::: Listed records

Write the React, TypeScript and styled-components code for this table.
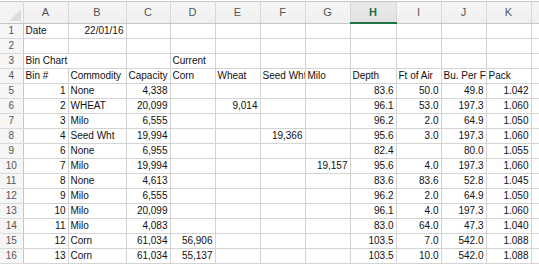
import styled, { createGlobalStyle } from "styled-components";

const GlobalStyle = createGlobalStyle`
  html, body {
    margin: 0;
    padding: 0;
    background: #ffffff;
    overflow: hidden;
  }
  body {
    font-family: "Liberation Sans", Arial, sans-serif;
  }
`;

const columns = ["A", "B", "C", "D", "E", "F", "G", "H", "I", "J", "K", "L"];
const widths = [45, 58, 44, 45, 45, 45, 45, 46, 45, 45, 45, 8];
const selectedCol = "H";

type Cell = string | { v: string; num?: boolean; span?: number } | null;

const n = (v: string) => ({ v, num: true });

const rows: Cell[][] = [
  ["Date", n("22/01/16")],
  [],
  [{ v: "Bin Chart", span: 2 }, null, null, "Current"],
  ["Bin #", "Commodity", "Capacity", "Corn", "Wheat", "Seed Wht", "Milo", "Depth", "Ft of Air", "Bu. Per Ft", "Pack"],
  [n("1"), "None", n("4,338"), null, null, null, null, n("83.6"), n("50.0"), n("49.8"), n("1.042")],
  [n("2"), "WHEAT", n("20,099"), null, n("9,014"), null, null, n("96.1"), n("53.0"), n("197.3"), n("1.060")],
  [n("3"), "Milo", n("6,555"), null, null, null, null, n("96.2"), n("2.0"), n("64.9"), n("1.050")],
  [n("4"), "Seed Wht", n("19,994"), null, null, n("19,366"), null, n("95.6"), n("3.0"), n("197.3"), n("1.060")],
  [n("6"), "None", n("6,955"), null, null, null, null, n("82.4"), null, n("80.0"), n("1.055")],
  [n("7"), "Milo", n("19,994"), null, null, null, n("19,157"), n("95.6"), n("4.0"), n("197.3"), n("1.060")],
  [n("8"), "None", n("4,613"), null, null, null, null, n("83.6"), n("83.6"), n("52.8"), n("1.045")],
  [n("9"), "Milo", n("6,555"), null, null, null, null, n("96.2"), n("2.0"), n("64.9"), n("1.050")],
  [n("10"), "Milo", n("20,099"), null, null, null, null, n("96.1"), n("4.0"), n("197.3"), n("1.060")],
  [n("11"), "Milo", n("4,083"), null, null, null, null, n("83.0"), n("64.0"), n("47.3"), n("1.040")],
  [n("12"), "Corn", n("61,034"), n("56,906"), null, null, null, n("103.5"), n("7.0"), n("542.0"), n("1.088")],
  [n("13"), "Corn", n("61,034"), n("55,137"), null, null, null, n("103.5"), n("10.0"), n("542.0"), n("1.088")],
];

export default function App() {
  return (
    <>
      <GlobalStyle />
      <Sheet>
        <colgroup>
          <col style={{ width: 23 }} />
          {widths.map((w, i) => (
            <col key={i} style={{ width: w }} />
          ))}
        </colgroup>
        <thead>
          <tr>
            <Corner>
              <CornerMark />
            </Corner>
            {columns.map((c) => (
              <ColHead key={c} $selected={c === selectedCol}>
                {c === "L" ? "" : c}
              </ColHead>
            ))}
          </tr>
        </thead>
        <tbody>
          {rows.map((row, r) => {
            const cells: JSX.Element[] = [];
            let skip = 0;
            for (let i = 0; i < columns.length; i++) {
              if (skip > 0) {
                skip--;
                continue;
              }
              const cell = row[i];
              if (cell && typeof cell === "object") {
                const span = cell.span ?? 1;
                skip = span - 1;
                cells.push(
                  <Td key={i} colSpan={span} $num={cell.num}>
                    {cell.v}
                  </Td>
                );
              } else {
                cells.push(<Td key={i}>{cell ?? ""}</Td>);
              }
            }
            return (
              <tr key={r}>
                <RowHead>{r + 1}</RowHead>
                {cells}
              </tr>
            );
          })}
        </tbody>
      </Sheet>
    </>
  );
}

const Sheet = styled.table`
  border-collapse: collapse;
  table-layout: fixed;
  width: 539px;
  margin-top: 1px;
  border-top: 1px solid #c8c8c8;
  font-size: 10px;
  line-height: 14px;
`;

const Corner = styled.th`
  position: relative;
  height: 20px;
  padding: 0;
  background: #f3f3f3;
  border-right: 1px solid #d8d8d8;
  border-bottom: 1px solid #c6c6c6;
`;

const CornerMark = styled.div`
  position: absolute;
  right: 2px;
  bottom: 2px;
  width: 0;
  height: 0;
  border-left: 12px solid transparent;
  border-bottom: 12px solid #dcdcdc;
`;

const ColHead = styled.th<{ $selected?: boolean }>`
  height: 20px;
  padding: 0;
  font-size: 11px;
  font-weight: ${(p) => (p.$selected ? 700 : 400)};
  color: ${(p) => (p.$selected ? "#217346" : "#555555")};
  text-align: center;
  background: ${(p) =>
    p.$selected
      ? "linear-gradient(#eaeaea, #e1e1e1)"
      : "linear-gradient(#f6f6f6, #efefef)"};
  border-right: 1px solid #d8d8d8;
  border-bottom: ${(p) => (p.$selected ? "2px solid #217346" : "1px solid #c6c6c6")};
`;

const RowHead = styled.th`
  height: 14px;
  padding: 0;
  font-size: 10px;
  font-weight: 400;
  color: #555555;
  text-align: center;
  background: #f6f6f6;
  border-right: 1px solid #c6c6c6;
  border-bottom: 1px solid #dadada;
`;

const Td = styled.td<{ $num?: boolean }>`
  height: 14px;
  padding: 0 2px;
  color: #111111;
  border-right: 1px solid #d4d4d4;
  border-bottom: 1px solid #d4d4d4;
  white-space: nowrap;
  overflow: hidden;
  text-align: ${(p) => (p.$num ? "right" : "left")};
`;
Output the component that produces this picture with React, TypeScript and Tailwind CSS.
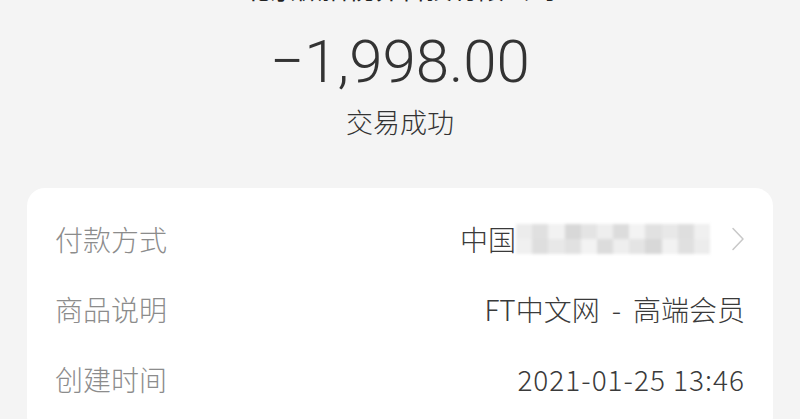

::::::

Report each line in the preceding entries that holds the string "table".

Write the React, TypeScript and styled-components code for this table.
const Sheet = styled.table`
  table-layout: fixed;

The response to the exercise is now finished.